At Crystal Springs, Mississippi, Jerome Bonaparte Yates enlisted on April 25th, 1861, a little more than a week following the firing on Fort Sumter. He would join Company C, called the “Crystal Springs Southern Rights”, of the 16th Mississippi Infantry, eventually rising through the ranks to Sergeant. The 16th Mississippi was sent to Virginia in June 1861, and would spend the rest of the war fighting in the Eastern Theatre. The regiment suffered heavily at the Battle of Sharpsburg (Antietam) on September 17th, 1862 and the Battle of Spotsylvania Court House at the Bloody Angle on May 12th, 1864. Jerome was captured at the Battle of Weldon Railroad on August 21st, 1864, but was soon exchanged a month later and returned to the 16th Mississippi. Other than brief periods of sickness, Jerome was present on most muster rolls.

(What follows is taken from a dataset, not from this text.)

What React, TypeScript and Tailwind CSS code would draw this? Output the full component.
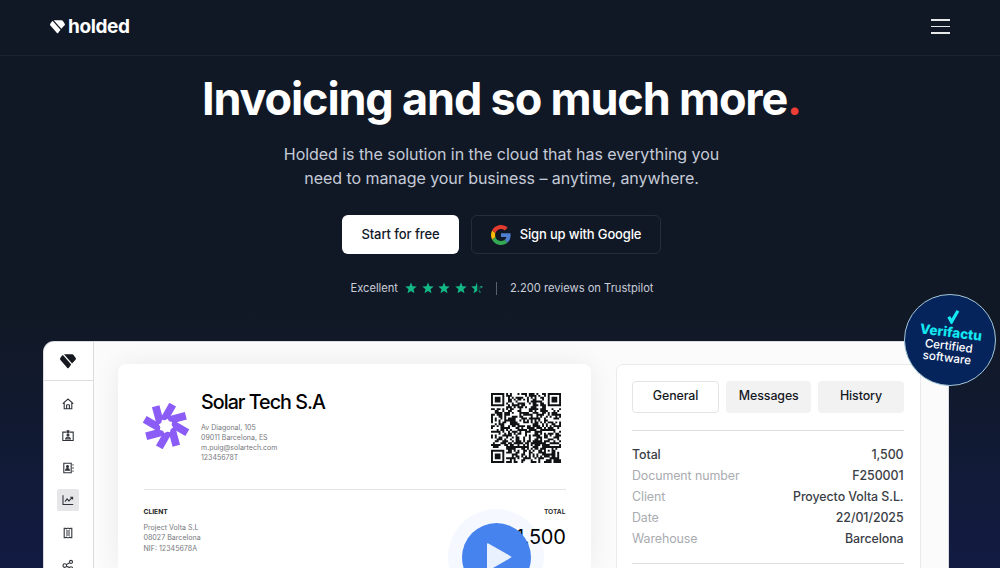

When the Federal armies broke through the Confederate defensive lines around Petersburg on April 2nd, 1865, the members of the 16th Mississippi were defending Fort Gregg, trying to slow down the Union soldiers. Called the Confederate Alamo by some, Federal troops assaulted the 330 Mississippians defending the walls and parapets. Fighting soon turned bloody and savage, and the Mississippians did not want to give up the fight. According to Captain A. K. Jones of the 12th Mississippi Infantry, “The slaughter was appalling. I saw the field at Fredericksburg, Chancellorsville, the Wilderness, and the 12th of May, 1864, at Spotsylvania Court-house, and at neither place were the dead half so thickly strewn as at Gregg.” However, numbers soon prevailed for the Union forces as they committed more men to the fight, and they were able to overwhelm the defenders. Many from the 16th Mississippi sacrificed themselves at Fort Gregg to buy time for the rest of General Robert E. Lee’s army to escape. Jerome escaped that fate whether by escaping in the aftermath of the fight or he may have not been present. Either way, with the survivors of the 16th Mississippi, he retreated with the rest of Lee’s army westward from Petersburg, hoping to make it to North Carolina to join up with another Confederate army under the command of General Joseph Johnston. Lee would be stopped a week later at Appomattox Court House. Surrounded on three sides by Federal soldiers and the fourth by the flooded James River, Lee surrendered the Confederate Army of Northern Virginia on April 9th, 1865. Jerome was one of 4 officers and 68 men to surrender at Appomattox.